§ **Data block**

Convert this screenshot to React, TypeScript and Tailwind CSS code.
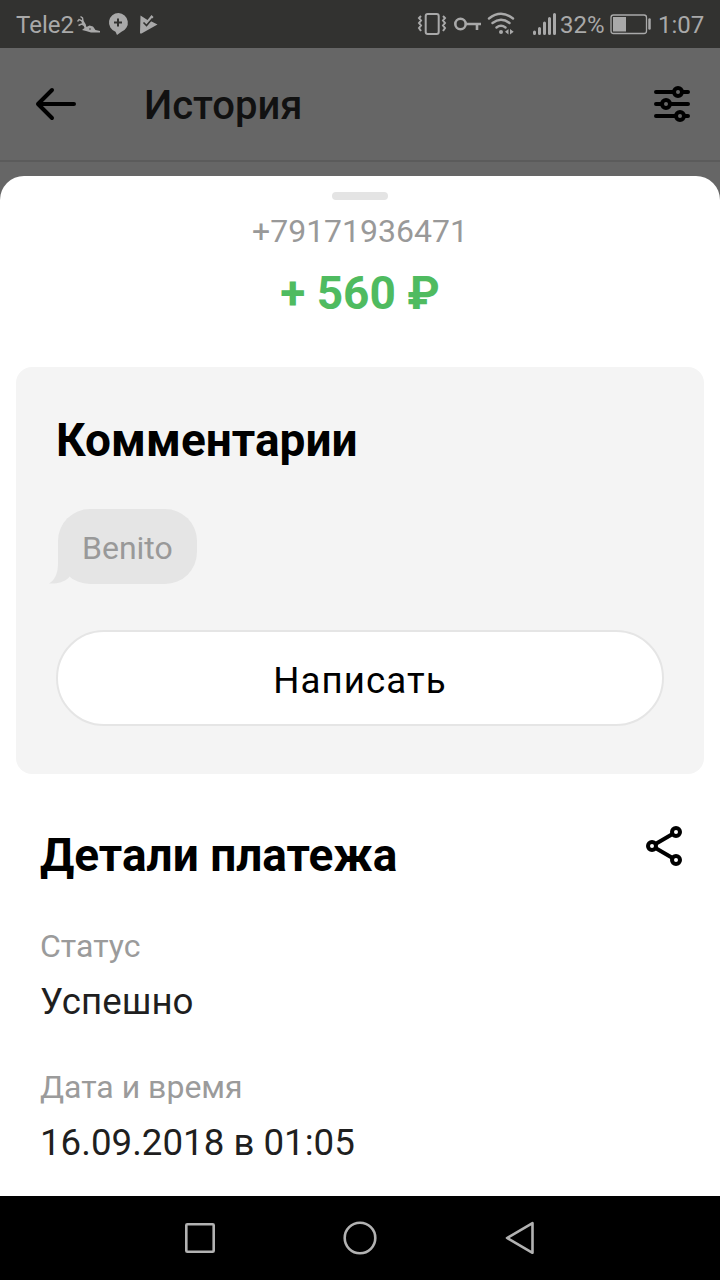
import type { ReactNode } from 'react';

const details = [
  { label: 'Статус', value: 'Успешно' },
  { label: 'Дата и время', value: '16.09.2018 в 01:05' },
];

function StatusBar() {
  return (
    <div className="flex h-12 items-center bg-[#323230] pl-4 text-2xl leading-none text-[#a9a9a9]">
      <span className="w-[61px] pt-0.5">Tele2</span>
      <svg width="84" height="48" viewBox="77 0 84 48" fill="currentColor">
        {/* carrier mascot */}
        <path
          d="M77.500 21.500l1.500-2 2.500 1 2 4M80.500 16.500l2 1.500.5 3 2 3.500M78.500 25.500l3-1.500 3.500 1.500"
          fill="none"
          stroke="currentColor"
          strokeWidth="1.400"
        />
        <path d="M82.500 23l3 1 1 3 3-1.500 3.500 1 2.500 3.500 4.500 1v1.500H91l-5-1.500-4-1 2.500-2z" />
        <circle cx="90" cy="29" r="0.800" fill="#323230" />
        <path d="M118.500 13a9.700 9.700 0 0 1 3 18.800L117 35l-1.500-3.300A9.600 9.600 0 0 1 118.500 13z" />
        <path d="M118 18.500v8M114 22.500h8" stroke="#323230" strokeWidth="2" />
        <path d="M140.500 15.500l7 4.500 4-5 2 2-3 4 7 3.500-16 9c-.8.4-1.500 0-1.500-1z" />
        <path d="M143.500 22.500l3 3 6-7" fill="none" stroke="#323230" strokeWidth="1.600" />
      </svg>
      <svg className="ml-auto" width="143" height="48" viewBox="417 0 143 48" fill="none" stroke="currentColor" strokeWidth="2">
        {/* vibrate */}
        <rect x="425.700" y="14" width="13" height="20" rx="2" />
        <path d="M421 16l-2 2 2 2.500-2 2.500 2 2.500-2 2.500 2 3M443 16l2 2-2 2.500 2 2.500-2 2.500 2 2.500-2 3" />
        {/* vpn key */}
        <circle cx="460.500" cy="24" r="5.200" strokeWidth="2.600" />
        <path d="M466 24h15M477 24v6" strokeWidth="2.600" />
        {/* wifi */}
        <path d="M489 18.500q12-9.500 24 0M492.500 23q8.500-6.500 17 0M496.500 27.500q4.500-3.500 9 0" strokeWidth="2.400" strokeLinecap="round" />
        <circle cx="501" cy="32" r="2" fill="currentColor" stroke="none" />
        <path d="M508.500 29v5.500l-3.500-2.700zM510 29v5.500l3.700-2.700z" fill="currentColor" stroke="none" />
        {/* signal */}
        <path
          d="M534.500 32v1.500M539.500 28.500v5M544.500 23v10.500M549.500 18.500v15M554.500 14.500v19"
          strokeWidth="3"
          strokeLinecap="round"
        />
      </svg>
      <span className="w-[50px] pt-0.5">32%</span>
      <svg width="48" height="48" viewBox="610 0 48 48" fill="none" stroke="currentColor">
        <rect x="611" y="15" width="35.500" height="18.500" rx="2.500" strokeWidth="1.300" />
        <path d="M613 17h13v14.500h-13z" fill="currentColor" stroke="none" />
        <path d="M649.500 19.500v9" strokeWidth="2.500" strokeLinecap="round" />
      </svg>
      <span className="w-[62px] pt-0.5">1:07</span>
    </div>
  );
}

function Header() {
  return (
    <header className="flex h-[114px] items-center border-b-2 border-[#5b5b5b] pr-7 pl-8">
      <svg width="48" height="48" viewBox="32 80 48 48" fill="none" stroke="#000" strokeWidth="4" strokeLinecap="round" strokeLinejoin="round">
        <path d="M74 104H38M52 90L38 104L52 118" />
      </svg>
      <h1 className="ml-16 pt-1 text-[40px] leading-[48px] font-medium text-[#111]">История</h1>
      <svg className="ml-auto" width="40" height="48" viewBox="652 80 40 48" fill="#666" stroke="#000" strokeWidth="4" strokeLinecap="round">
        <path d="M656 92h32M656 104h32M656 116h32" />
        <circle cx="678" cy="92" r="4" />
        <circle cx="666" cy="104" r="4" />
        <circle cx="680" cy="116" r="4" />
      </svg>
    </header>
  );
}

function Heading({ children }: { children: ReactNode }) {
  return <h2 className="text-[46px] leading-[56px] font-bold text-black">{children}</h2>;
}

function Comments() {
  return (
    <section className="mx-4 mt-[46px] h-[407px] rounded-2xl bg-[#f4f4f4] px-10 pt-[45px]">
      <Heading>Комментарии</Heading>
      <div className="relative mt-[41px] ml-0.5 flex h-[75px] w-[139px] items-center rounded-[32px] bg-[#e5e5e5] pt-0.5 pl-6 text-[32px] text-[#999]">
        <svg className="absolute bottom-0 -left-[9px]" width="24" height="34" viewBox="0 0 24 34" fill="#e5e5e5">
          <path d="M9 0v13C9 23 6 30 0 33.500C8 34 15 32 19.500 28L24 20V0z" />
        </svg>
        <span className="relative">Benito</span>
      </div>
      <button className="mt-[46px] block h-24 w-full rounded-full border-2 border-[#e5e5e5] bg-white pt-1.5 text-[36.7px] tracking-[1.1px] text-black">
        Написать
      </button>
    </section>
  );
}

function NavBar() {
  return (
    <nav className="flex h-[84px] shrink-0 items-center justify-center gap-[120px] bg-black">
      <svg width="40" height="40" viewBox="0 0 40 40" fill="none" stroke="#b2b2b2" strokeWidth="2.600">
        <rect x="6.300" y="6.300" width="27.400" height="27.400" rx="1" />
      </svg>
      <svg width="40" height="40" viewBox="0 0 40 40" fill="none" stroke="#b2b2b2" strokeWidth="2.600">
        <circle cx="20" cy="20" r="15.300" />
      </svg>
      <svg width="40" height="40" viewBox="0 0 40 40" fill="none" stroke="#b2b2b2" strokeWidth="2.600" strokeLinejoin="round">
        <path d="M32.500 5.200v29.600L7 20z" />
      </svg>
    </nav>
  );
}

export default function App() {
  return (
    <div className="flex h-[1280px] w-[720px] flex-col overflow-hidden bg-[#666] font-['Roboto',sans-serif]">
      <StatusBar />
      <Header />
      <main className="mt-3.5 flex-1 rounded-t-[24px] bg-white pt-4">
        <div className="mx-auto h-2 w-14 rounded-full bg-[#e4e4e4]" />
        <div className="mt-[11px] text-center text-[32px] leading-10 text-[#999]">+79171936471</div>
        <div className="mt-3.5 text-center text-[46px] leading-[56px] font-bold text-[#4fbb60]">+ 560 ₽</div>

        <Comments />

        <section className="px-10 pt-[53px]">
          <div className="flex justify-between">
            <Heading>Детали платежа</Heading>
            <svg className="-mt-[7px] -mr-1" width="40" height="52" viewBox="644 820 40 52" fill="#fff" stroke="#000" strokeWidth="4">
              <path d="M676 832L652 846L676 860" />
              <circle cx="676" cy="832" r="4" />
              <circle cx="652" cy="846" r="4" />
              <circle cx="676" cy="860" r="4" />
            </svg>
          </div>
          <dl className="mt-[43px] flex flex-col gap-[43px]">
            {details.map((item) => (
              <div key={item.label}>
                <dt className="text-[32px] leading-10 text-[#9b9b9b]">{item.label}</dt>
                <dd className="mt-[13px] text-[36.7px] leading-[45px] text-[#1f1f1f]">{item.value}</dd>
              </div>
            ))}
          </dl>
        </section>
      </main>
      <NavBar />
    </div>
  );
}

§ **Short problem**
Without the pictures, copy the material exactly as given.

§ **Solution**
Convert this screenshot to React, TypeScript and Tailwind CSS code.
import type { ReactNode } from 'react';

const details = [
  { label: 'Статус', value: 'Успешно' },
  { label: 'Дата и время', value: '16.09.2018 в 01:05' },
];

function StatusBar() {
  return (
    <div className="flex h-12 items-center bg-[#323230] pl-4 text-2xl leading-none text-[#a9a9a9]">
      <span className="w-[61px] pt-0.5">Tele2</span>
      <svg width="84" height="48" viewBox="77 0 84 48" fill="currentColor">
        {/* carrier mascot */}
        <path
          d="M77.500 21.500l1.500-2 2.500 1 2 4M80.500 16.500l2 1.500.5 3 2 3.500M78.500 25.500l3-1.500 3.500 1.500"
          fill="none"
          stroke="currentColor"
          strokeWidth="1.400"
        />
        <path d="M82.500 23l3 1 1 3 3-1.500 3.500 1 2.500 3.500 4.500 1v1.500H91l-5-1.500-4-1 2.500-2z" />
        <circle cx="90" cy="29" r="0.800" fill="#323230" />
        <path d="M118.500 13a9.700 9.700 0 0 1 3 18.800L117 35l-1.500-3.300A9.600 9.600 0 0 1 118.500 13z" />
        <path d="M118 18.500v8M114 22.500h8" stroke="#323230" strokeWidth="2" />
        <path d="M140.500 15.500l7 4.500 4-5 2 2-3 4 7 3.500-16 9c-.8.4-1.500 0-1.500-1z" />
        <path d="M143.500 22.500l3 3 6-7" fill="none" stroke="#323230" strokeWidth="1.600" />
      </svg>
      <svg className="ml-auto" width="143" height="48" viewBox="417 0 143 48" fill="none" stroke="currentColor" strokeWidth="2">
        {/* vibrate */}
        <rect x="425.700" y="14" width="13" height="20" rx="2" />
        <path d="M421 16l-2 2 2 2.500-2 2.500 2 2.500-2 2.500 2 3M443 16l2 2-2 2.500 2 2.500-2 2.500 2 2.500-2 3" />
        {/* vpn key */}
        <circle cx="460.500" cy="24" r="5.200" strokeWidth="2.600" />
        <path d="M466 24h15M477 24v6" strokeWidth="2.600" />
        {/* wifi */}
        <path d="M489 18.500q12-9.500 24 0M492.500 23q8.500-6.500 17 0M496.500 27.500q4.500-3.500 9 0" strokeWidth="2.400" strokeLinecap="round" />
        <circle cx="501" cy="32" r="2" fill="currentColor" stroke="none" />
        <path d="M508.500 29v5.500l-3.500-2.700zM510 29v5.500l3.700-2.700z" fill="currentColor" stroke="none" />
        {/* signal */}
        <path
          d="M534.500 32v1.500M539.500 28.500v5M544.500 23v10.500M549.500 18.500v15M554.500 14.500v19"
          strokeWidth="3"
          strokeLinecap="round"
        />
      </svg>
      <span className="w-[50px] pt-0.5">32%</span>
      <svg width="48" height="48" viewBox="610 0 48 48" fill="none" stroke="currentColor">
        <rect x="611" y="15" width="35.500" height="18.500" rx="2.500" strokeWidth="1.300" />
        <path d="M613 17h13v14.500h-13z" fill="currentColor" stroke="none" />
        <path d="M649.500 19.500v9" strokeWidth="2.500" strokeLinecap="round" />
      </svg>
      <span className="w-[62px] pt-0.5">1:07</span>
    </div>
  );
}

function Header() {
  return (
    <header className="flex h-[114px] items-center border-b-2 border-[#5b5b5b] pr-7 pl-8">
      <svg width="48" height="48" viewBox="32 80 48 48" fill="none" stroke="#000" strokeWidth="4" strokeLinecap="round" strokeLinejoin="round">
        <path d="M74 104H38M52 90L38 104L52 118" />
      </svg>
      <h1 className="ml-16 pt-1 text-[40px] leading-[48px] font-medium text-[#111]">История</h1>
      <svg className="ml-auto" width="40" height="48" viewBox="652 80 40 48" fill="#666" stroke="#000" strokeWidth="4" strokeLinecap="round">
        <path d="M656 92h32M656 104h32M656 116h32" />
        <circle cx="678" cy="92" r="4" />
        <circle cx="666" cy="104" r="4" />
        <circle cx="680" cy="116" r="4" />
      </svg>
    </header>
  );
}

function Heading({ children }: { children: ReactNode }) {
  return <h2 className="text-[46px] leading-[56px] font-bold text-black">{children}</h2>;
}

function Comments() {
  return (
    <section className="mx-4 mt-[46px] h-[407px] rounded-2xl bg-[#f4f4f4] px-10 pt-[45px]">
      <Heading>Комментарии</Heading>
      <div className="relative mt-[41px] ml-0.5 flex h-[75px] w-[139px] items-center rounded-[32px] bg-[#e5e5e5] pt-0.5 pl-6 text-[32px] text-[#999]">
        <svg className="absolute bottom-0 -left-[9px]" width="24" height="34" viewBox="0 0 24 34" fill="#e5e5e5">
          <path d="M9 0v13C9 23 6 30 0 33.500C8 34 15 32 19.500 28L24 20V0z" />
        </svg>
        <span className="relative">Benito</span>
      </div>
      <button className="mt-[46px] block h-24 w-full rounded-full border-2 border-[#e5e5e5] bg-white pt-1.5 text-[36.7px] tracking-[1.1px] text-black">
        Написать
      </button>
    </section>
  );
}

function NavBar() {
  return (
    <nav className="flex h-[84px] shrink-0 items-center justify-center gap-[120px] bg-black">
      <svg width="40" height="40" viewBox="0 0 40 40" fill="none" stroke="#b2b2b2" strokeWidth="2.600">
        <rect x="6.300" y="6.300" width="27.400" height="27.400" rx="1" />
      </svg>
      <svg width="40" height="40" viewBox="0 0 40 40" fill="none" stroke="#b2b2b2" strokeWidth="2.600">
        <circle cx="20" cy="20" r="15.300" />
      </svg>
      <svg width="40" height="40" viewBox="0 0 40 40" fill="none" stroke="#b2b2b2" strokeWidth="2.600" strokeLinejoin="round">
        <path d="M32.500 5.200v29.600L7 20z" />
      </svg>
    </nav>
  );
}

export default function App() {
  return (
    <div className="flex h-[1280px] w-[720px] flex-col overflow-hidden bg-[#666] font-['Roboto',sans-serif]">
      <StatusBar />
      <Header />
      <main className="mt-3.5 flex-1 rounded-t-[24px] bg-white pt-4">
        <div className="mx-auto h-2 w-14 rounded-full bg-[#e4e4e4]" />
        <div className="mt-[11px] text-center text-[32px] leading-10 text-[#999]">+79171936471</div>
        <div className="mt-3.5 text-center text-[46px] leading-[56px] font-bold text-[#4fbb60]">+ 560 ₽</div>

        <Comments />

        <section className="px-10 pt-[53px]">
          <div className="flex justify-between">
            <Heading>Детали платежа</Heading>
            <svg className="-mt-[7px] -mr-1" width="40" height="52" viewBox="644 820 40 52" fill="#fff" stroke="#000" strokeWidth="4">
              <path d="M676 832L652 846L676 860" />
              <circle cx="676" cy="832" r="4" />
              <circle cx="652" cy="846" r="4" />
              <circle cx="676" cy="860" r="4" />
            </svg>
          </div>
          <dl className="mt-[43px] flex flex-col gap-[43px]">
            {details.map((item) => (
              <div key={item.label}>
                <dt className="text-[32px] leading-10 text-[#9b9b9b]">{item.label}</dt>
                <dd className="mt-[13px] text-[36.7px] leading-[45px] text-[#1f1f1f]">{item.value}</dd>
              </div>
            ))}
          </dl>
        </section>
      </main>
      <NavBar />
    </div>
  );
}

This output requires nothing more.